11-19-2015 04:35 AM
I have now updated my SAS/STAT to 14.1 which inlcude the LASSO selection in HPGENSELECT.
Have anyone tried to fo a logistic regression with HPGENSELECT?
Is it possible?
However, I have som problems with the syntax performing a logistic regression in HPGENSELECT
Thanks for all advice regarding this.
11-19-2015 04:01 PM
Please post the syntax that is giving you the error. HPGENSELECT supports the DIST=BINARY and DIST=BINOMIAL options for logistic regression. For example, the following statements work:
proc hpgenselect data=sashelp.class; model sex(event="M") = height weight age / dist=binary; selection method=lasso; run;
11-22-2015 07:30 AM
I had to add dist=binary, then it worked!

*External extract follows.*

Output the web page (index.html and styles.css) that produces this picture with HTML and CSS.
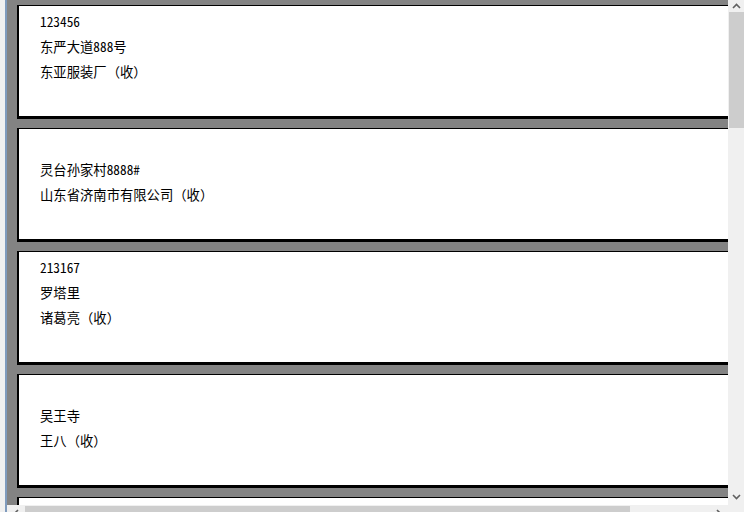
FILE: index.html
```html
<!DOCTYPE html>
<html lang="zh-CN">
<head>
<meta charset="utf-8">
<title>打印预览</title>
<link rel="stylesheet" href="styles.css">
</head>
<body>
<div class="window">
  <div class="frame-left"></div>
  <div class="main">
    <div class="row">
      <div class="viewport">
        <div class="card">
          <div class="line">123456</div>
          <div class="line">东严大道888号</div>
          <div class="line">东亚服装厂<span class="recv">（收）</span></div>
        </div>
        <div class="card">
          <div class="line"></div>
          <div class="line">灵台孙家村8888#</div>
          <div class="line">山东省济南市有限公司<span class="recv">（收）</span></div>
        </div>
        <div class="card">
          <div class="line">213167</div>
          <div class="line">罗塔里</div>
          <div class="line">诸葛亮<span class="recv">（收）</span></div>
        </div>
        <div class="card">
          <div class="line"></div>
          <div class="line">吴王寺</div>
          <div class="line">王八<span class="recv">（收）</span></div>
        </div>
        <div class="card">
          <div class="line"></div>
          <div class="line"></div>
          <div class="line"></div>
        </div>
      </div>
      <div class="vscroll">
        <div class="sbtn">
          <svg width="9" height="6" viewBox="0 0 9 6"><path d="M1 5 L4.5 1.5 L8 5" fill="none" stroke="#606060" stroke-width="1.6"/></svg>
        </div>
        <div class="vthumb"></div>
        <div class="vtrack"></div>
        <div class="sbtn">
          <svg width="9" height="6" viewBox="0 0 9 6"><path d="M1 1 L4.5 4.5 L8 1" fill="none" stroke="#606060" stroke-width="1.6"/></svg>
        </div>
      </div>
    </div>
    <div class="hscroll">
      <div class="hbtn">
        <svg width="6" height="9" viewBox="0 0 6 9"><path d="M5 1 L1.5 4.5 L5 8" fill="none" stroke="#606060" stroke-width="1.6"/></svg>
      </div>
      <div class="hthumb"></div>
      <div class="htrack"></div>
      <div class="hbtn">
        <svg width="6" height="9" viewBox="0 0 6 9"><path d="M1 1 L4.5 4.5 L1 8" fill="none" stroke="#606060" stroke-width="1.6"/></svg>
      </div>
      <div class="corner"></div>
    </div>
  </div>
</div>
</body>
</html>
```

FILE: styles.css
```css
html, body {
  margin: 0;
  padding: 0;
  height: 512px;
  overflow: hidden;
  background: #f0f0f0;
}

.window {
  display: flex;
  width: 744px;
  height: 522px;
  font-family: "Noto Sans CJK SC", "Noto Sans", sans-serif;
  font-feature-settings: "hwid" 1;
}

.frame-left {
  width: 5px;
  flex: none;
  background: #f0f0f0;
  border-right: 2px solid #7f9bbd;
}

.main {
  flex: 1;
  display: flex;
  flex-direction: column;
  min-width: 0;
}

.row {
  display: flex;
  height: 505px;
  flex: none;
}

.viewport {
  flex: 1;
  min-width: 0;
  background: #838383;
  overflow: hidden;
  padding: 5px 0 0 10px;
  display: flex;
  flex-direction: column;
  gap: 9px;
}

.card {
  flex: none;
  width: 800px;
  height: 114px;
  box-sizing: border-box;
  background: #fff;
  border-top: 1px solid #000;
  border-left: 2px solid #000;
  border-bottom: 3px solid #000;
  padding: 3px 0 0 21px;
}

.line {
  height: 25px;
  line-height: 25px;
  font-size: 13.33px;
  color: #000;
  white-space: nowrap;
}

.recv {
  font-feature-settings: normal;
}

.vscroll {
  width: 16px;
  flex: none;
  background: #f0f0f0;
  display: flex;
  flex-direction: column;
}

.sbtn {
  height: 12px;
  flex: none;
  display: flex;
  align-items: center;
  justify-content: center;
}

.sbtn:last-child {
  height: 17px;
}

.vthumb {
  height: 116px;
  flex: none;
  margin-left: 1px;
  background: #cdcdcd;
}

.vtrack {
  flex: 1;
}

.hscroll {
  height: 17px;
  flex: none;
  display: flex;
  background: #f0f0f0;
}

.hbtn {
  width: 18px;
  flex: none;
  display: flex;
  align-items: center;
  justify-content: center;
}

.hthumb {
  width: 605px;
  flex: none;
  margin-top: 1px;
  background: #cdcdcd;
}

.htrack {
  flex: 1;
}

.corner {
  width: 16px;
  flex: none;
  background: #f0f0f0;
}
```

However, one additional question. If you only wtite selection=lasso, what is the default method for varaible selection?
Is cross-validation included in HPGENSELECT with Lasso?
11-22-2015 12:16 PM
The HPGENSELECT documentation is online and answers all of these questions. Look at the SELECTION statement to see various defaults.
I don't understand your question about "the default method for variable selection." The LASSO method IS a variable-selection method, so the default method is LASSO. If you are talking about the SELECT= option, that option is not valid for LASSO.
Yes, you can use the PARTITION statement in conjunction with LASSO to do cross validation.
11-22-2015 03:19 PM
Sorry, I was not clear in my previous question. Different methods (AIC, BIC, Cross-validation) can be used to select an optimal value of the regularization parameter i LASSO.
I have seen some code examples where selection=LASSO(choose=sbc).
If you don't enter anything after LASSO (ie no choose option), which model does SAS use to estimate the regularization parameter?
Since LASSO is quite new in HPGENSELECT I have not found any code examples how do perform cross-validation in this procedure (this is the first time I perform a LASSO regression).
Could this be a correct syntax:
proc hpgenselect data=sashelp.class;
partition fraction(test=0.25 validate=0.25); model sex(event="M") = height weight age / dist=binary; selection method=lasso; run;
11-23-2015 08:37 AM
If you run the statements that you propose, you will see a note in the log that says "ERROR: The TEST partition is not available for the LASSO method." You can use the VALIDATE= option to compute the AIC, AICC, BIC, and ASE statistics on the validation data.
If you don't enter anything after LASSO (ie no choose option), which model does SAS use to estimate the regularization
Your question is answered in the documentation of the SELECTION statement, which I encourage you to read: "If you specify METHOD=LASSO and you do not specify either the or option, then the model in the last LASSO step is chosen as the selected model."
In my opinion, you should probably choose a CHOOSE= criterion. If you are going to specify a validation set, presumably you will want to use CHOOSE=VALIDATE.
By the way, if you add the DETAILS=ALL option to the SELECTION statement, then the output contains additional information that might help clarify what LASSO is doing at each step.